(begin)

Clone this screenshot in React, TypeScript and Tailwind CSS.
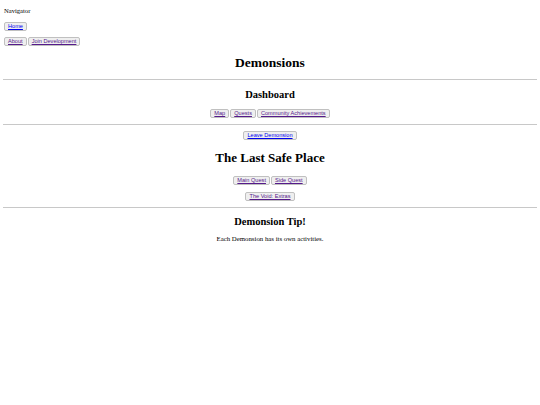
import React from 'react';

function Btn({ label, visited }: { label: string; visited?: boolean }) {
  return (
    <button className="inline-flex h-[9px] items-center rounded-[2px] border border-[#c0c0c0] bg-[#efefef] px-[3px] font-['Liberation_Sans',Arial,sans-serif] text-[5.6px] leading-none">
      <a className={visited ? 'text-[#551a8b] underline' : 'text-[#0000ee] underline'}>{label}</a>
    </button>
  );
}

function Hr() {
  return <hr className="mx-[3px] border-t border-[#c8c8c8]" />;
}

export default function App() {
  return (
    <div className="min-h-[405px] bg-white font-['Liberation_Serif','Times_New_Roman',serif] text-black">
      <div className="px-[4px] pt-[6px]">
        <div className="text-[6.6px] leading-[10px]">Navigator</div>
        <div className="mt-[6px] flex gap-[1px]">
          <Btn label="Home" />
        </div>
        <div className="mt-[6px] flex gap-[1px]">
          <Btn label="About" visited />
          <Btn label="Join Development" visited />
        </div>
      </div>
      <h1 className="mt-[8px] text-center text-[13.5px] font-bold leading-[18px]">Demonsions</h1>
      <div className="mt-[7px]">
        <Hr />
      </div>
      <h2 className="mt-[8px] text-center text-[10.5px] font-bold leading-[14px]">Dashboard</h2>
      <div className="mt-[7px] flex justify-center gap-[1px]">
        <Btn label="Map" visited />
        <Btn label="Quests" visited />
        <Btn label="Community Achievements" visited />
      </div>
      <div className="mt-[6px]">
        <Hr />
      </div>
      <div className="mt-[6px] flex justify-center">
        <Btn label="Leave Demonsion" />
      </div>
      <h1 className="mt-[9px] text-center text-[13px] font-bold leading-[18px]">The Last Safe Place</h1>
      <div className="mt-[9px] flex justify-center gap-[1px]">
        <Btn label="Main Quest" visited />
        <Btn label="Side Quest" visited />
      </div>
      <div className="mt-[7px] flex justify-center">
        <Btn label="The Void: Extras" visited />
      </div>
      <div className="mt-[6px]">
        <Hr />
      </div>
      <h2 className="mt-[7px] text-center text-[10.5px] font-bold leading-[14px]">Demonsion Tip!</h2>
      <p className="mt-[5px] text-center text-[6.8px] leading-[10px]">Each Demonsion has its own activities.</p>
    </div>
  );
}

(end)

Omitting all pictures, restate exactly the lines of the material from its start through the line that contains "import React from 'react';".

Clone this screenshot in React, TypeScript and Tailwind CSS.
import React from 'react';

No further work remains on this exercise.